Lambeth Cemetery is a cemetery in Tooting, in the London Borough of Wandsworth. It is one of three cemeteries owned by Lambeth London Borough Council, the others being West Norwood Cemetery and Streatham Cemetery.

==History==
Like nearby Streatham Cemetery, Lambeth Cemetery was developed by a parish burial board in 1854 following the Metropolitan Burial Act 1852, which was a response to the second cholera epidemic of 1848–49.

The cemetery is laid out as a rectangular grid of paths, has a few trees and is sited just east of the River Wandle in what was countryside in the 1850s and was largely to remain so for some decades. There are two lodges beside the main gate in Blackshaw Road and a memorial chapel, all built in brick in a Gothic style and designed by F. K. Wehnert and J. Ashdown. The cemetery was extended to the south in 1874 when Robert Taylor was chairman of Lambeth Burial Board, and Hugh Mcintosh was the surveyor who laid out the extension. There is a crematorium and Garden of Remembrance opened in May 1969 in 10 acre of gardens at the northern end.

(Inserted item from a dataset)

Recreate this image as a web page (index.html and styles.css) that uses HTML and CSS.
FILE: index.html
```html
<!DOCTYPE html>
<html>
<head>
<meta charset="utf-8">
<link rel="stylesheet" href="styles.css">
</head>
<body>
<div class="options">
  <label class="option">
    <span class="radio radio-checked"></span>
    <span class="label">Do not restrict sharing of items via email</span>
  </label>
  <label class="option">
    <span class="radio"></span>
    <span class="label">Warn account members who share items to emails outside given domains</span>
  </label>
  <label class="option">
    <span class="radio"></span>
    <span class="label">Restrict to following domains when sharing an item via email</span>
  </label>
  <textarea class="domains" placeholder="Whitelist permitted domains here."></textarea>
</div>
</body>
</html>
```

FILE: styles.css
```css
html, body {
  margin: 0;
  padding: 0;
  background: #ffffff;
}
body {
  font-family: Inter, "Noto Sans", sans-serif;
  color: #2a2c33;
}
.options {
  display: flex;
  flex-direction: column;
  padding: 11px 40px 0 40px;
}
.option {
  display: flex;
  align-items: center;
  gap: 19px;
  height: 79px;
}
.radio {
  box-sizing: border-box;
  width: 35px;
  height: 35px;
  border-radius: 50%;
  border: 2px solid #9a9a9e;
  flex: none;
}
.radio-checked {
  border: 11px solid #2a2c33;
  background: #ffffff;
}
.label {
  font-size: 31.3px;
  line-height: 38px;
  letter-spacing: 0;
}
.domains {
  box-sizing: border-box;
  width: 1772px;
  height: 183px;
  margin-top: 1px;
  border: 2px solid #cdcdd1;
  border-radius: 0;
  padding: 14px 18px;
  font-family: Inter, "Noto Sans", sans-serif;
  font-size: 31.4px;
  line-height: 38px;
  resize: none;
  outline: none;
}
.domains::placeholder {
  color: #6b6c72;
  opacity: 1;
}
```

Another noteworthy feature is the screen wall memorial, in the south-west corner of the cemetery, unveiled in 1953 for both First and Second World War Commonwealth service personnel whose graves could not be marked by CWGC headstones. There are 217 Commonwealth war graves from the First and 145 from the Second World War, besides one Belgian war grave and 29 British non-world-war service graves.

==Interments and current use==
Lambeth Cemetery is said to contain 250,000 burials and was associated with Victorian music hall artists, including the comedians Dan Leno, Stanley Lupino and Charles Chaplin Sr. Robert Kells and David Spence, both Victoria Cross recipients from the Indian Mutiny who ultimately became Yeomen of the Guard, are buried here, though in unmarked graves.

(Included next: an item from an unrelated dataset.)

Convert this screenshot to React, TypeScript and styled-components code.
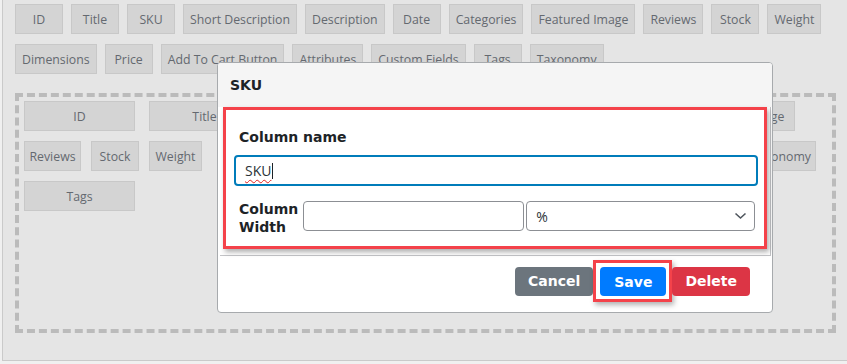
import styled, { createGlobalStyle } from "styled-components";

const GlobalStyle = createGlobalStyle`
  html, body {
    margin: 0;
    padding: 0;
    background: #f0f0f0;
  }
  * {
    box-sizing: border-box;
  }
`;

const Page = styled.div`
  position: relative;
  width: 847px;
  height: 364px;
  overflow: hidden;
`;

const Panel = styled.div`
  margin-left: 2px;
  height: 361px;
  background: #e5e5e5;
  border-left: 1px solid #cacaca;
  border-bottom: 1px solid #cacaca;
  padding: 4px 0 0 12px;
`;

const ChipRow = styled.div<{ $gap?: number }>`
  display: flex;
  gap: ${(p) => p.$gap ?? 8}px;
  margin-bottom: 10px;
`;

const Chip = styled.div<{ $w?: number; $push?: number }>`
  flex: 0 0 auto;
  display: flex;
  align-items: center;
  justify-content: center;
  height: 30px;
  min-width: 48px;
  width: ${(p) => (p.$w ? `${p.$w}px` : "auto")};
  margin-left: ${(p) => p.$push ?? 0}px;
  padding: 0 6px;
  background: #d4d4d4;
  border: 1px solid #c8c8c8;
  color: #646970;
  font-family: "Open Sans", "Noto Sans", sans-serif;
  font-size: 12.3px;
  white-space: nowrap;
  overflow: hidden;
`;

const DropZone = styled.div`
  margin-top: 19px;
  width: 821px;
  height: 240px;
  border: 4px dashed #bbbbbb;
  padding: 4px 5px;
  display: flex;
  flex-direction: column;
  gap: 10px;

  ${ChipRow} {
    margin-bottom: 0;
  }
`;

const Modal = styled.div`
  position: absolute;
  left: 217px;
  top: 62px;
  width: 556px;
  height: 251px;
  background: #ffffff;
  border: 1px solid #a7aaad;
  border-radius: 4px;
  overflow: hidden;
  display: flex;
  flex-direction: column;
`;

const ModalHeader = styled.div`
  height: 44px;
  flex: 0 0 44px;
  display: flex;
  align-items: center;
  padding: 0 12px;
  background: #f5f5f5;
  font-family: "DejaVu Sans", Verdana, sans-serif;
  font-weight: bold;
  font-size: 14px;
  color: #1d2327;
`;

const ModalBody = styled.div`
  margin: 0 1px 0 2px;
  padding: 0 3px 6px 3px;
  border-right: 1px solid #c3c4c7;
  border-bottom: 1px solid #c3c4c7;
`;

const Highlight = styled.div`
  border: 3px solid #f4424a;
  box-shadow: 2px 3px 5px rgba(0, 0, 0, 0.32);
  padding: 19px 6px 10px 8px;
  background: #ffffff;
`;

const Label = styled.label`
  display: block;
  padding-left: 5px;
  font-family: "DejaVu Sans", Verdana, sans-serif;
  font-weight: bold;
  font-size: 14px;
  line-height: 17px;
  color: #1d2327;
`;

const NameLabel = styled(Label)`
  margin-bottom: 9px;
`;

const WidthLabel = styled(Label)`
  flex: 0 0 63px;
  line-height: 18px;
  margin-right: 5px;
`;

const TextField = styled.div`
  display: flex;
  align-items: center;
  height: 31px;
  padding: 0 9px;
  border: 2px solid #007cba;
  border-radius: 4px;
  font-family: "Open Sans", "Noto Sans", sans-serif;
  font-size: 14px;
  color: #2c3338;
`;

const Misspelled = styled.span`
  text-decoration: underline wavy #e02020 1px;
  text-underline-offset: 3px;
`;

const Caret = styled.span`
  display: inline-block;
  width: 1px;
  height: 16px;
  margin-left: 1px;
  background: #1d2327;
`;

const WidthRow = styled.div`
  display: flex;
  align-items: flex-start;
  margin-top: 14px;
`;

const Box = styled.div<{ $w: number }>`
  flex: 0 0 ${(p) => p.$w}px;
  height: 30px;
  margin-top: 1px;
  border: 1px solid #8c8f94;
  border-radius: 4px;
  background: #ffffff;
`;

const SelectBox = styled(Box)`
  margin-left: 2px;
  display: flex;
  align-items: center;
  justify-content: space-between;
  padding: 0 7px 0 9px;
  font-family: "Open Sans", "Noto Sans", sans-serif;
  font-size: 14px;
  color: #2c3338;
`;

const Footer = styled.div`
  flex: 1;
  display: flex;
  justify-content: flex-end;
  align-items: flex-start;
  padding: 4px 22px 0 0;
`;

const Actions = styled.div`
  display: flex;
  align-items: center;
`;

const Button = styled.button<{ $tone: "secondary" | "primary" | "danger"; $pad?: number }>`
  height: 29px;
  padding: 0 ${(p) => p.$pad ?? 13}px;
  border: none;
  border-radius: 4px;
  font-family: "DejaVu Sans", Verdana, sans-serif;
  font-weight: bold;
  font-size: 14px;
  color: #ffffff;
  background: ${(p) =>
    p.$tone === "primary" ? "#007bff" : p.$tone === "danger" ? "#dc3545" : "#6c757d"};
`;

const SaveMark = styled.div`
  padding: 4px 3px 3px 4px;
  border: 3px solid #f4424a;
  box-shadow: 2px 3px 5px rgba(0, 0, 0, 0.3);
`;

const topRow1 = ["ID", "Title", "SKU", "Short Description", "Description", "Date", "Categories", "Featured Image", "Reviews", "Stock", "Weight"];
const topRow2 = ["Dimensions", "Price", "Add To Cart Button", "Attributes", "Custom Fields", "Tags", "Taxonomy"];

type Col = { name: string; w?: number; push?: number };

const zoneRow1: Col[] = [
  { name: "ID", w: 111 },
  { name: "Title", w: 111 },
  { name: "SKU", w: 111 },
  { name: "Short Description", w: 130 },
  { name: "Description", w: 127 },
  { name: "Featured Image", w: 111 },
];

const zoneRow2: Col[] = [
  { name: "Reviews", w: 57 },
  { name: "Stock", w: 48 },
  { name: "Weight", w: 53 },
  { name: "Date", w: 95, push: 10 },
  { name: "Categories", w: 95 },
  { name: "Dimensions", w: 95 },
  { name: "Price", w: 95 },
  { name: "Custom Fields", w: 94 },
  { name: "Taxonomy", w: 70 },
];

const zoneRow3: Col[] = [{ name: "Tags", w: 111 }];

export default function App() {
  return (
    <Page>
      <GlobalStyle />
      <Panel>
        <ChipRow>
          {topRow1.map((c) => (
            <Chip key={c}>{c}</Chip>
          ))}
        </ChipRow>
        <ChipRow>
          {topRow2.map((c) => (
            <Chip key={c}>{c}</Chip>
          ))}
        </ChipRow>
        <DropZone>
          {[zoneRow1, zoneRow2, zoneRow3].map((row, i) => (
            <ChipRow key={i} $gap={i === 0 ? 14 : 10}>
              {row.map((c) => (
                <Chip key={c.name} $w={c.w} $push={c.push}>
                  {c.name}
                </Chip>
              ))}
            </ChipRow>
          ))}
        </DropZone>
      </Panel>

      <Modal>
        <ModalHeader>SKU</ModalHeader>
        <ModalBody>
          <Highlight>
            <NameLabel>Column name</NameLabel>
            <TextField>
              <Misspelled>SKU</Misspelled>
              <Caret />
            </TextField>
            <WidthRow>
              <WidthLabel>Column Width</WidthLabel>
              <Box $w={221} />
              <SelectBox $w={229}>
                <span>%</span>
                <svg width="13" height="8" viewBox="0 0 13 8">
                  <polyline points="1.5,1.5 6.5,6 11.5,1.5" fill="none" stroke="#50575e" strokeWidth="1.6" />
                </svg>
              </SelectBox>
            </WidthRow>
          </Highlight>
        </ModalBody>
        <Footer>
          <Actions>
            <Button $tone="secondary">Cancel</Button>
            <SaveMark>
              <Button $tone="primary" $pad={14}>
                Save
              </Button>
            </SaveMark>
            <Button $tone="danger">Delete</Button>
          </Actions>
        </Footer>
      </Modal>
    </Page>
  );
}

Between 1969 and 1991 it was subject to "lawn conversion", and today has a layout of straight paths dotted with trees. The cemetery features predominantly modern, late-20th-century gravestones, many of which have been staked to stop them falling over, with occasional 19th-century gravestones and monuments. The cemetery is visited by green woodpeckers and sparrowhawks and the site is predominantly neutral grassland. The Garden of Remembrance near the Crematorium is maintained as mown grass parkland.